Saturday, August 12, 2017

Climate Change Compounds Louisiana Flooding Threat a Year After Historic Floods

The Circle Food Store was engulfed in floodwater in New Orleans. (Brett Duke/ Press) Click image to enlarge.
“It was eerie to watch images of New Orleans’ flooding almost a year after the Baton Rouge flood,” Tam Williams, a videographer who lives in Baton Rouge, Louisiana, told me.  Every time it rains, she is a bit on edge, wondering if her city is going to flood again. 

A week before the anniversary of last summer’s 1,000-year flood in Baton Rouge, rain inundated New Orleans, with more than 9 inches falling in only three hours. 

The Red Cross deemed the Baton Rouge flood, which occurred when over two feet of rain fell in 48 hours,  the worst in the United States since Hurricane Sandy.  It claimed 13 lives and damaged some 55,000 homes and 6,000 businesses. 

Williams vividly recalls that time.  Her family's home took on a couple feet of water.  The structure wasn’t beyond repair, but many of her belongings were destroyed.  Things are getting back to normal for her and her family now, but she was left with a psychological scar, a fear of rain.  “Every time it rains, I wonder if it is happening again,” she said.

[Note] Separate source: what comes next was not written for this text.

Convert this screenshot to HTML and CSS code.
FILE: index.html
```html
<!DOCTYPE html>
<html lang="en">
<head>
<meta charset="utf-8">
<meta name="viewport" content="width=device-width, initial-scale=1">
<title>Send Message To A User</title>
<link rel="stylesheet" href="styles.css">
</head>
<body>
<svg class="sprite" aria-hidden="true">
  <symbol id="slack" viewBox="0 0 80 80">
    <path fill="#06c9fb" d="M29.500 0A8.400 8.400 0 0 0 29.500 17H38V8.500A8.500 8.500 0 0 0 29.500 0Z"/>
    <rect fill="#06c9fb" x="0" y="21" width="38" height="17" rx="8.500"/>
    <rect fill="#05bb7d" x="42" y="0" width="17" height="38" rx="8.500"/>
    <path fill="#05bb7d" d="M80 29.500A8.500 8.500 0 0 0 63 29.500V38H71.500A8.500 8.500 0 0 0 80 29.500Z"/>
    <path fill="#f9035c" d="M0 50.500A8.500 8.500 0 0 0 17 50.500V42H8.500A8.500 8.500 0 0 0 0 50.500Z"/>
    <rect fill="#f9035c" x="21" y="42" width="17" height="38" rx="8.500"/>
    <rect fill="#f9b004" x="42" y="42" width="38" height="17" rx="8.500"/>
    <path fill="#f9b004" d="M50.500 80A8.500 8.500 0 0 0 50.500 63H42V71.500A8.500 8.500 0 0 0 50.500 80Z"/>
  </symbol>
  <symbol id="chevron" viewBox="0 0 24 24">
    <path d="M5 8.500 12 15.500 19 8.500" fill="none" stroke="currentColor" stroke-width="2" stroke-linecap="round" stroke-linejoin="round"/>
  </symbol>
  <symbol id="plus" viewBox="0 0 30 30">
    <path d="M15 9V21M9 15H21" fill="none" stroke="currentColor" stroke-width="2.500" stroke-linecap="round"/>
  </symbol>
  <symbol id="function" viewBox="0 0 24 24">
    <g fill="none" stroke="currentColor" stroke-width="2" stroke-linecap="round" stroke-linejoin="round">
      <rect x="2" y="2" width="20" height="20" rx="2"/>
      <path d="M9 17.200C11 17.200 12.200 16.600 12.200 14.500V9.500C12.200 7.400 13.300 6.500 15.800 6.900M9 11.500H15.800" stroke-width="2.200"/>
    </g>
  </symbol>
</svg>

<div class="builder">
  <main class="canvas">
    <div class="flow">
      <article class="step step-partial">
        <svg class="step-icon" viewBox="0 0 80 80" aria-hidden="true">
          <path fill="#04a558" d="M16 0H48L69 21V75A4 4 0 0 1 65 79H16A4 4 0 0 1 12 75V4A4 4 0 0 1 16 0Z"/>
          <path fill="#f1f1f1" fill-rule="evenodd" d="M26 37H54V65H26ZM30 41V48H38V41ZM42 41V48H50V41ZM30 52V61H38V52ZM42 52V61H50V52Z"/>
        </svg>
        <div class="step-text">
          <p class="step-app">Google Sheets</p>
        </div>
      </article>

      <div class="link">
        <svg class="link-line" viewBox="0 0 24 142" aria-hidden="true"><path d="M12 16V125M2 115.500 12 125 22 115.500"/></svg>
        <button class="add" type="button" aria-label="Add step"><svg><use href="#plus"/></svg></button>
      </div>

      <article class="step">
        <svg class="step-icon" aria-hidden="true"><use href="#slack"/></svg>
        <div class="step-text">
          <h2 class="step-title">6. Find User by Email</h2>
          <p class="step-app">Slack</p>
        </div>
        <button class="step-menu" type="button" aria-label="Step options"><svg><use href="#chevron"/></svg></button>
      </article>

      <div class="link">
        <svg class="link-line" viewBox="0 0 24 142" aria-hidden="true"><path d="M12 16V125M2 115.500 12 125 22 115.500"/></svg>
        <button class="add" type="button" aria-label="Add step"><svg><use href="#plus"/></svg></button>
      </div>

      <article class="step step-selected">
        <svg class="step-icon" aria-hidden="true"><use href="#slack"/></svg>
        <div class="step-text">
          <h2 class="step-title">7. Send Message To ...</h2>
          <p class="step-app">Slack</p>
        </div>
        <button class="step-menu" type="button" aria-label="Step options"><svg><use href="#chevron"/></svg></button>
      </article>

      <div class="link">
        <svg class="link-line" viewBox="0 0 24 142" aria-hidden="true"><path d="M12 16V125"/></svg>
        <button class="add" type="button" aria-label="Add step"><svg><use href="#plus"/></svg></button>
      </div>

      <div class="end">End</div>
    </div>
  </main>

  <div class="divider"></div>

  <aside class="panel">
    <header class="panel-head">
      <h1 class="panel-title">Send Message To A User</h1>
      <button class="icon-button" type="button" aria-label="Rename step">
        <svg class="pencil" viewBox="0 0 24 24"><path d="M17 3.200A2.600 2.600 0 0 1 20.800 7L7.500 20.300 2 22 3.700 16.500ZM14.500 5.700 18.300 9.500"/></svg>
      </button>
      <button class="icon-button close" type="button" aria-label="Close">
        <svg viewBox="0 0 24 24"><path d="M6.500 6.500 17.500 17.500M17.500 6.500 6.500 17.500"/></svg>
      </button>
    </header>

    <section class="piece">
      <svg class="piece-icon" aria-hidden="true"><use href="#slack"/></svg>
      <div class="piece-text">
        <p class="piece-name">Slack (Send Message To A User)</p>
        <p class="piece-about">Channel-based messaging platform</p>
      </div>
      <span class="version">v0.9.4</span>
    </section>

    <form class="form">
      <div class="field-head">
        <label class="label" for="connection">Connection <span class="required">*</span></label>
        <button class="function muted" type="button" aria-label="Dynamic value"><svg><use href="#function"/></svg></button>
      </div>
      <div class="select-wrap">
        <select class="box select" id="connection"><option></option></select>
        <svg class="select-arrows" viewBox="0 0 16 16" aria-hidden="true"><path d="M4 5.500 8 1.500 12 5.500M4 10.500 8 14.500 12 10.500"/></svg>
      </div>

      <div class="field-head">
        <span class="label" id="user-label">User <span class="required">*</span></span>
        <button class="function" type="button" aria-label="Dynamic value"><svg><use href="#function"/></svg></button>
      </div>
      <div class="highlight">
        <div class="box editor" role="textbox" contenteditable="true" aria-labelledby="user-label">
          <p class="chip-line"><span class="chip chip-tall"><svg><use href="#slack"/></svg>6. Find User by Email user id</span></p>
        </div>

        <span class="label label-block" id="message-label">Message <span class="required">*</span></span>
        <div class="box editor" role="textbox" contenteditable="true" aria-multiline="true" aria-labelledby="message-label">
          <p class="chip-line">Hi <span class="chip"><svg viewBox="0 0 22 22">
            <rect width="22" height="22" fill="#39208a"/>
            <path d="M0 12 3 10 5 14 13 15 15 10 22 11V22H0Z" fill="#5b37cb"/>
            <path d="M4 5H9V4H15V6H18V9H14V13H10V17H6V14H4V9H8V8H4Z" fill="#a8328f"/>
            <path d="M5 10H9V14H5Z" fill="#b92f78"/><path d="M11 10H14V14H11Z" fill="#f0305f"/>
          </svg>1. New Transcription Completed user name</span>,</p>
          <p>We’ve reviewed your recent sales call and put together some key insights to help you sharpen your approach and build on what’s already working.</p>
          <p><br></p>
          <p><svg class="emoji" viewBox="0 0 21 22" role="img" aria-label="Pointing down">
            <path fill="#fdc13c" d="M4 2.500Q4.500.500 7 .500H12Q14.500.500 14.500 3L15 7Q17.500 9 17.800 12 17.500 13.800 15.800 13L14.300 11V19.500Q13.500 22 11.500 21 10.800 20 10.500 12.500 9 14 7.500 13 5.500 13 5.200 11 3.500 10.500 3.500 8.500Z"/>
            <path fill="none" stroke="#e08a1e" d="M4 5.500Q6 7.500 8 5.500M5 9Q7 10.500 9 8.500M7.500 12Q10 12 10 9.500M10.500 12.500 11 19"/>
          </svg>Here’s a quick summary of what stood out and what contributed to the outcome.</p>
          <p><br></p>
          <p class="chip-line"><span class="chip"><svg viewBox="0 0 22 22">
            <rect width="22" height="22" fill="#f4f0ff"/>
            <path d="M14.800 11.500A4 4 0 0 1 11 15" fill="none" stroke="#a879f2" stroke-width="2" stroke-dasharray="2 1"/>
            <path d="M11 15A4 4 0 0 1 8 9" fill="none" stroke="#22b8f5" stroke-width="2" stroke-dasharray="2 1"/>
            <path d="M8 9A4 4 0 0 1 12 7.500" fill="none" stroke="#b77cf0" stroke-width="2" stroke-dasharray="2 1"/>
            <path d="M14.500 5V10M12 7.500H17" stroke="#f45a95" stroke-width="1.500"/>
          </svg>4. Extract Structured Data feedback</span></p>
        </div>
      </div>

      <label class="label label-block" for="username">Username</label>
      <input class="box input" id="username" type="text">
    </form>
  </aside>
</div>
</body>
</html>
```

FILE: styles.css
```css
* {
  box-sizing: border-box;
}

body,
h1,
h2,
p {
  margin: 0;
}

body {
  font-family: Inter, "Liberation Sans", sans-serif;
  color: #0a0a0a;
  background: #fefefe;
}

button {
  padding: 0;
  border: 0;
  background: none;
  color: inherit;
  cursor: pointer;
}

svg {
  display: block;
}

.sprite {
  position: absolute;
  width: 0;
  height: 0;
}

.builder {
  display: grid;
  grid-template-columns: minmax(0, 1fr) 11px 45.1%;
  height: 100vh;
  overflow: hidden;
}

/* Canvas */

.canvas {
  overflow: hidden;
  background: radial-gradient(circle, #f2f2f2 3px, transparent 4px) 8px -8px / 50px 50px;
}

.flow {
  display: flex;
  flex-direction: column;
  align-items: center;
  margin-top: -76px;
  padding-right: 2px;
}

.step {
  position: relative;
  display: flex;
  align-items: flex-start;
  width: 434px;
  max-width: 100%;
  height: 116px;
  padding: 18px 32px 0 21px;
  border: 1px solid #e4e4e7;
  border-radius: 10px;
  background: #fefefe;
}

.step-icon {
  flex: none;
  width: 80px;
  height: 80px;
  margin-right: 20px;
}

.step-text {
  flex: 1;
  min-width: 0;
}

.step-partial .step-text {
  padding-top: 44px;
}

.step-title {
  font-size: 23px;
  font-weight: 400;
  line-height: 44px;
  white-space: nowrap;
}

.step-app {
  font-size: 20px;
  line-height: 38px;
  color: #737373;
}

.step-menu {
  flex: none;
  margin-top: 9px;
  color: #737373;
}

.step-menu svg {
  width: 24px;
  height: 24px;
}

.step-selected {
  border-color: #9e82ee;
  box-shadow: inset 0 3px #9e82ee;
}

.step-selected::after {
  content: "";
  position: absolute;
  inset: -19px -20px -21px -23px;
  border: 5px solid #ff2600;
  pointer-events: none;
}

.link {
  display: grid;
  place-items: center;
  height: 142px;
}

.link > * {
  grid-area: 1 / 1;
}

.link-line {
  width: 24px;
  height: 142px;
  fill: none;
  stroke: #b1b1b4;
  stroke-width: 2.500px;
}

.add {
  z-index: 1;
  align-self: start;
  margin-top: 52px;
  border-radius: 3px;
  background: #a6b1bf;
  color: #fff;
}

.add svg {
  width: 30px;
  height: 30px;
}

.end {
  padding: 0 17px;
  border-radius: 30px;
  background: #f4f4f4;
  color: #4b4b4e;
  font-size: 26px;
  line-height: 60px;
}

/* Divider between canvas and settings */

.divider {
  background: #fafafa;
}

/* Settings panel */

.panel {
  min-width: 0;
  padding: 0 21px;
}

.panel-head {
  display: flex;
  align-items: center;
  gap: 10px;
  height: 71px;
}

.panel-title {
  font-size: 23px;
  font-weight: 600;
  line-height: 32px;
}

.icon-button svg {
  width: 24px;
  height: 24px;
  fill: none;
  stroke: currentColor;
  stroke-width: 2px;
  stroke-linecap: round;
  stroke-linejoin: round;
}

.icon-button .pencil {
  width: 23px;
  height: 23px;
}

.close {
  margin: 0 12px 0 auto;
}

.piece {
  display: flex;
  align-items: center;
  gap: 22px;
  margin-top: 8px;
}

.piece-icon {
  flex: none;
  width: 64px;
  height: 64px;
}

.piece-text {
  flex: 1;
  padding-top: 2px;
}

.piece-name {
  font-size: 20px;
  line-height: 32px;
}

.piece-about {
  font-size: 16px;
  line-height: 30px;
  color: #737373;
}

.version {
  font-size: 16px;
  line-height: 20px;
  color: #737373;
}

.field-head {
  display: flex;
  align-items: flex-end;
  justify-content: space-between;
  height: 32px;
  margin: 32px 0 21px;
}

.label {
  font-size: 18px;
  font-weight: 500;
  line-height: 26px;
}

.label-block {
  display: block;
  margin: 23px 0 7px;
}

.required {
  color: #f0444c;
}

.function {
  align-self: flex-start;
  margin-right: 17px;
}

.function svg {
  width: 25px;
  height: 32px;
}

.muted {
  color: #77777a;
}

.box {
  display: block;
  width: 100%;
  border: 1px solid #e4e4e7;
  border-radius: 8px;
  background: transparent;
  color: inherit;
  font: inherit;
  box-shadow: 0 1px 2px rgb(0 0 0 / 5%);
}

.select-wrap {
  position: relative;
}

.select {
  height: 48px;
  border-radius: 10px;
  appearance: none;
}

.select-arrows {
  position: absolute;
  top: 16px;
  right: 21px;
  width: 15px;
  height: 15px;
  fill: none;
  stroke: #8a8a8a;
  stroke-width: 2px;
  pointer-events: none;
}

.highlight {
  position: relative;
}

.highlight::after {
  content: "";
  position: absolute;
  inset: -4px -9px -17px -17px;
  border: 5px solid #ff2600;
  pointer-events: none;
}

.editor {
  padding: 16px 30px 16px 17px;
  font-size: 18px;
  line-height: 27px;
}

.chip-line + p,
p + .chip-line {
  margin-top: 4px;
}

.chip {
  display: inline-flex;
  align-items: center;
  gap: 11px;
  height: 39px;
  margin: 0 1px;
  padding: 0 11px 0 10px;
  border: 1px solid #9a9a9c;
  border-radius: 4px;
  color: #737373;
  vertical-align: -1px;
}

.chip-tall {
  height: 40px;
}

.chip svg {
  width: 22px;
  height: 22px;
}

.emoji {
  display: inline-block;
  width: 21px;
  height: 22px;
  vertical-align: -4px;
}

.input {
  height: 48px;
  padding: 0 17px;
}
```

Louisiana’s excessive rains last year joined a long list of extreme weather events in 2016, which resulted from long-term global warming combined with a strong El Nino weather pattern.

Williams thinks denying that humans are causing climate change is irresponsible.  “Whether we want to accept it or not, the way we live has a direct effect on the climate,” she said.  “To have people in power, in charge of policy, denying climate change, is crazy to me, even with clear evidence that’s what’s going on.” 

Flooding in New Orleans
“We are in an era of climate change,” Cedric Grant, head of New Orleans Sewerage & Water Board, declared in a press conference following the August 5 flooding that took the city by surprise.  Grant was shifting blame from the city’s pumping system, claiming the pumps had worked to 100 percent of their capacity. 

New Orleans Mayor Mitch Landrieu said Grant’s statement was tone deaf, but insisted even with the city’s pump system working up to par, it could not handle that much rain.  Thanks to its low-lying terrain, New Orleans sits as much as five to 10 feet below sea level and is prone to flooding.

Though Grant’s assessment of climate change is accurate, his statement about the pumping system was not, leading him to announce his resignation at an emergency city council meeting two days after the flood. 

By that time it was revealed that in one of New Orleans’ flooded neighborhoods, the area’s pump system was working at less than 50 percent capacity. 

But the faulty pump system’s role in the recent flooding doesn't negate climate change’s role in the deluge that stalled all activity in the city.  The National Oceanic and Atmospheric Administration (NOAA) said rising temperatures driven by human activity made flooding in Louisiana at least 40 percent more likely.